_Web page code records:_
++++
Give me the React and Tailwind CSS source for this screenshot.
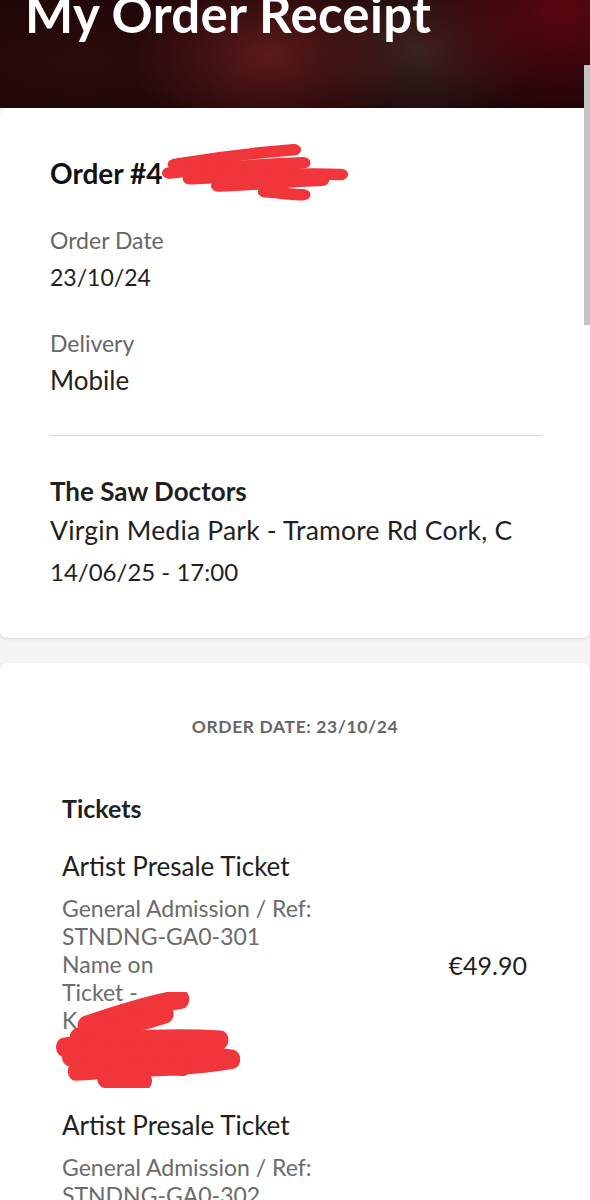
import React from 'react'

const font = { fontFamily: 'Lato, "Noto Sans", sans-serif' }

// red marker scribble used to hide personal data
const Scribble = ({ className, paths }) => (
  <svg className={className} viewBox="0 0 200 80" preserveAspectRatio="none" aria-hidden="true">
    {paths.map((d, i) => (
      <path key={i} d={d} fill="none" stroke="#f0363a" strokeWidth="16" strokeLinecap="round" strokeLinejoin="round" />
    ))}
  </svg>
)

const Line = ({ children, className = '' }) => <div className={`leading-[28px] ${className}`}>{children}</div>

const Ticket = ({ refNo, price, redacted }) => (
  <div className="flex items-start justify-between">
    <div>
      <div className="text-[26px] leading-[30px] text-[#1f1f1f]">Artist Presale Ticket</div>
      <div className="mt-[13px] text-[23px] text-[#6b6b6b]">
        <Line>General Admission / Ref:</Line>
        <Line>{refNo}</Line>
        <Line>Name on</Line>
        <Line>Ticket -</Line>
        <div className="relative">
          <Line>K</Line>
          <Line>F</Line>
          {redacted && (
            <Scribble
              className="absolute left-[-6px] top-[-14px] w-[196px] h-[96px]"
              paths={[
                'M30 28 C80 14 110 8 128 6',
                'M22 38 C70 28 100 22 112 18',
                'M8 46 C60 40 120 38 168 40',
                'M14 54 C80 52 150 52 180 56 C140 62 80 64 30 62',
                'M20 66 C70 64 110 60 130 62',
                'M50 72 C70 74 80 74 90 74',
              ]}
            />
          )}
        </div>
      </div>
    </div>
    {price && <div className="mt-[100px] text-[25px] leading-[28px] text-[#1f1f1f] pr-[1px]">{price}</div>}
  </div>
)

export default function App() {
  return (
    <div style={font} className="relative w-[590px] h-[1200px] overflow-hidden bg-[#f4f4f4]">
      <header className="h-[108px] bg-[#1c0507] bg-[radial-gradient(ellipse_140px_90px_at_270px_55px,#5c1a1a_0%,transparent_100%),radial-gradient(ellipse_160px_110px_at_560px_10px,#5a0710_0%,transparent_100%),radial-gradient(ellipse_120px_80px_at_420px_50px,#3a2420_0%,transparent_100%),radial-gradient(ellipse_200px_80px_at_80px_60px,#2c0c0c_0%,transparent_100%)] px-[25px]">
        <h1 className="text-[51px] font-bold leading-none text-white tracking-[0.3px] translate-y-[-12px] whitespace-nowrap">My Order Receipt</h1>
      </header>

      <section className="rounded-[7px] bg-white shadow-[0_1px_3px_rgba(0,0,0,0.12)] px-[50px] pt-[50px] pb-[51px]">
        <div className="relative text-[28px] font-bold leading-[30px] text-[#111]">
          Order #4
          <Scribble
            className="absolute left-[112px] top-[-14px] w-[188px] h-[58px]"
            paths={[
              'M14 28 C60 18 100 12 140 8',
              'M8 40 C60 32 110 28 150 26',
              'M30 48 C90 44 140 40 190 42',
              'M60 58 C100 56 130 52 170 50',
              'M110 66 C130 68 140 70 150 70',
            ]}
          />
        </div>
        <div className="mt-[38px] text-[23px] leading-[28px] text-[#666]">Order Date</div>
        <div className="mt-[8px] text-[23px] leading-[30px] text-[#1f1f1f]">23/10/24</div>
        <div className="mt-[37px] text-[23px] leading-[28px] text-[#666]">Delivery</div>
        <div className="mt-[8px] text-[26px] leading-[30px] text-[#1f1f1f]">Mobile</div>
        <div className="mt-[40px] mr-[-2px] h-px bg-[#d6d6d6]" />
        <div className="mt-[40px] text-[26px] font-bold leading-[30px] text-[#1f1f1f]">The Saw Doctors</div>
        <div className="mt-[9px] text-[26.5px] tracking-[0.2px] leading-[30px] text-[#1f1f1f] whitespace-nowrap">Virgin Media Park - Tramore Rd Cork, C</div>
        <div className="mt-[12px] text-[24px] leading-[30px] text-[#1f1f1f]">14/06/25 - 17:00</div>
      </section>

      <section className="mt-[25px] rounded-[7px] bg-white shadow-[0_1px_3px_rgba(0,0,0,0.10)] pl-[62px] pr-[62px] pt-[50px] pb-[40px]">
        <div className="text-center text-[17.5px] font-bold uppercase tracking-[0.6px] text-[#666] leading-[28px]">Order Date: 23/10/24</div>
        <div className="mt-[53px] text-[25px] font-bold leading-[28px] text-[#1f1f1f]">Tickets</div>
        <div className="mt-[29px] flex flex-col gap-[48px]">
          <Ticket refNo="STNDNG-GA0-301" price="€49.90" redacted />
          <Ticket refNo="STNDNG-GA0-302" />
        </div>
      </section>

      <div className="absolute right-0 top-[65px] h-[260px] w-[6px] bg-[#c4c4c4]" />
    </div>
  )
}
++++
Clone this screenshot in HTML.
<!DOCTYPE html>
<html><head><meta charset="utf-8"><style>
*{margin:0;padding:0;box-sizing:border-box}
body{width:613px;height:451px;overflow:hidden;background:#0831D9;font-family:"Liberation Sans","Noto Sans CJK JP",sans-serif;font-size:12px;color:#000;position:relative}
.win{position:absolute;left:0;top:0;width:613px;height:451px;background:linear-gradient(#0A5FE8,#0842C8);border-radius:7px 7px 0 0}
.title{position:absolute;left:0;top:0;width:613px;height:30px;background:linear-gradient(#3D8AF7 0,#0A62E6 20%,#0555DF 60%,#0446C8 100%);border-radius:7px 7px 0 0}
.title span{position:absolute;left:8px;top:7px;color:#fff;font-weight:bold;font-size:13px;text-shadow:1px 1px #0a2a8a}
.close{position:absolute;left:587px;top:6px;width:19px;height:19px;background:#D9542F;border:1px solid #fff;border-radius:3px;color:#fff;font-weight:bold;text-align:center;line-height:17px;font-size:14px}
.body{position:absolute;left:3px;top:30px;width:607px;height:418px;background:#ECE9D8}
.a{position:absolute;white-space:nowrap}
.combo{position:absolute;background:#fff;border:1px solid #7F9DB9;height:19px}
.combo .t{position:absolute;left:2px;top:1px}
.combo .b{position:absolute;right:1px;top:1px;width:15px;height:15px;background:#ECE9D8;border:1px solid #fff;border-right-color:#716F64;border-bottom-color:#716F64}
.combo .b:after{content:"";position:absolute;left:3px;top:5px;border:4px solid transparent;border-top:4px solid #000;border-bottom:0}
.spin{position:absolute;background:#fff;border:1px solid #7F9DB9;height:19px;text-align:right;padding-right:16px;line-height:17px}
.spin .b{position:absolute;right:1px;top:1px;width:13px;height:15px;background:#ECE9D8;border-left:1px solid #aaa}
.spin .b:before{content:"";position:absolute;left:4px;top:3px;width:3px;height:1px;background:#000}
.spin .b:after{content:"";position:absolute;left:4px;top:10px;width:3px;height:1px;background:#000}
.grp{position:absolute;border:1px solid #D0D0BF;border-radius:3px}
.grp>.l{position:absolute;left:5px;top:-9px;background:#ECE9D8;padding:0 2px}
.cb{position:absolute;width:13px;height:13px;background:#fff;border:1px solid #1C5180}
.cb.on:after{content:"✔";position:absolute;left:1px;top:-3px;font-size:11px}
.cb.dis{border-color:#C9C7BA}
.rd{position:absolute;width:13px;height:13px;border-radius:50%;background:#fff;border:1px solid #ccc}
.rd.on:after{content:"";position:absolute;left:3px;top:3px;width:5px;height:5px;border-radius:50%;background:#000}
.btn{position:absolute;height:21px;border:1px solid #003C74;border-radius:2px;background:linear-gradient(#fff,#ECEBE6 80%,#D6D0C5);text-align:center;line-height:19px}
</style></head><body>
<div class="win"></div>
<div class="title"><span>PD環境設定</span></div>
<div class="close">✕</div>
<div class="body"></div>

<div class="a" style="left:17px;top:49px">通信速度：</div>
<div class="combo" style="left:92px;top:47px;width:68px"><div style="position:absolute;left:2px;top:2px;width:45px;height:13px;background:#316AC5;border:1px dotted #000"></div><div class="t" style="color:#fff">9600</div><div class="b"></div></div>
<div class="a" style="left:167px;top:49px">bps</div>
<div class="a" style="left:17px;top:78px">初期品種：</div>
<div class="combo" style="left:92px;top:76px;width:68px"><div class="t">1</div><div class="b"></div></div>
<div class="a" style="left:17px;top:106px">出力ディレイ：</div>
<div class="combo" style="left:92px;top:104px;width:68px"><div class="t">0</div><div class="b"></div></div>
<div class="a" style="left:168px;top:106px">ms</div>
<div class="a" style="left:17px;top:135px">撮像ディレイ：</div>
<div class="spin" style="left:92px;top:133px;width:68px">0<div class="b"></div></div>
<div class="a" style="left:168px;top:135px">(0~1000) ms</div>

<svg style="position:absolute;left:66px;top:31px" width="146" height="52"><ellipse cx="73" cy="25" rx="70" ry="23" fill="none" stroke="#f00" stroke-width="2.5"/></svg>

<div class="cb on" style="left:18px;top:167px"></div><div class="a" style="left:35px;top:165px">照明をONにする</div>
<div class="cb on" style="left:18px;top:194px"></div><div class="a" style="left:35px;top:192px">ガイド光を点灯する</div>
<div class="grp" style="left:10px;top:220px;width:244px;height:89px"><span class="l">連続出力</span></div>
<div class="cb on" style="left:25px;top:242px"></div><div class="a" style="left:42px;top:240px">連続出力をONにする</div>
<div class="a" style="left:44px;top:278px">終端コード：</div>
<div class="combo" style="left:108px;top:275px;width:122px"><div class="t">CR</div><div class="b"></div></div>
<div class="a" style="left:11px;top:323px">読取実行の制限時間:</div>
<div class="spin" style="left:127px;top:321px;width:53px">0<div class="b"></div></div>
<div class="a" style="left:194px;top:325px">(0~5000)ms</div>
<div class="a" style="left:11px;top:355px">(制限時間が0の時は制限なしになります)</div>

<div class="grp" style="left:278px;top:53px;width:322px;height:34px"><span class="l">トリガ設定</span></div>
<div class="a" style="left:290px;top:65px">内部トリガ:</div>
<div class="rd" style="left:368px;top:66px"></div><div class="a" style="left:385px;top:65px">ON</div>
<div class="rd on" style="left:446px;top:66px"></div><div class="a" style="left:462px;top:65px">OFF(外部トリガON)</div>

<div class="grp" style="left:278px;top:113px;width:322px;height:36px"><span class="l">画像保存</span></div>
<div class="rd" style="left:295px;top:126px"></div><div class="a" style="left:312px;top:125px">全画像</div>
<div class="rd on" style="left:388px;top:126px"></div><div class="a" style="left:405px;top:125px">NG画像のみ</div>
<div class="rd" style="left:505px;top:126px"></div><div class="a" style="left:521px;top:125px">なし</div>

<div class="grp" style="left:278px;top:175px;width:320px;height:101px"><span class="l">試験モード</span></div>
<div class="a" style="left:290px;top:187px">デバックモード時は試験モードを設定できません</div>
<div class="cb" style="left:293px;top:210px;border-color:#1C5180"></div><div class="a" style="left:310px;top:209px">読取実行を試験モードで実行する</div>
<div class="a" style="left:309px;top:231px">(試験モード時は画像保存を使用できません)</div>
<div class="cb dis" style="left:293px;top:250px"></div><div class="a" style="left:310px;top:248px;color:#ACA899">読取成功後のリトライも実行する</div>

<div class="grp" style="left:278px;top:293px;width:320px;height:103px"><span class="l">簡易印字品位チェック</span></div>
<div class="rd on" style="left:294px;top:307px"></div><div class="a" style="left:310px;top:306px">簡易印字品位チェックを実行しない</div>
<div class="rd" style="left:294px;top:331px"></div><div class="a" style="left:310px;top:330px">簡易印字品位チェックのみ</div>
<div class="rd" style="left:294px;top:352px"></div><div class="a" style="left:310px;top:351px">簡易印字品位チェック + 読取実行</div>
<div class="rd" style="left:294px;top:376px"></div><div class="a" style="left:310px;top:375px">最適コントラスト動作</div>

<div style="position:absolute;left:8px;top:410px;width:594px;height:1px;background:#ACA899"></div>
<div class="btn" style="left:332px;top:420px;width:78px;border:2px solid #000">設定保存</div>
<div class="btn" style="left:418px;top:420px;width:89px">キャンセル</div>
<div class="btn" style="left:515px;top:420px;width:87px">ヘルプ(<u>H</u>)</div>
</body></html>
++++
_What to produce:_ Start at the line that contains "Give me the", stop at the line that contains "className = ''", and reproduce each line in that stretch exactly. Pictures are excluded.

_Written solution:_
Give me the React and Tailwind CSS source for this screenshot.
import React from 'react'

const font = { fontFamily: 'Lato, "Noto Sans", sans-serif' }

// red marker scribble used to hide personal data
const Scribble = ({ className, paths }) => (
  <svg className={className} viewBox="0 0 200 80" preserveAspectRatio="none" aria-hidden="true">
    {paths.map((d, i) => (
      <path key={i} d={d} fill="none" stroke="#f0363a" strokeWidth="16" strokeLinecap="round" strokeLinejoin="round" />
    ))}
  </svg>
)

const Line = ({ children, className = '' }) => <div className={`leading-[28px] ${className}`}>{children}</div>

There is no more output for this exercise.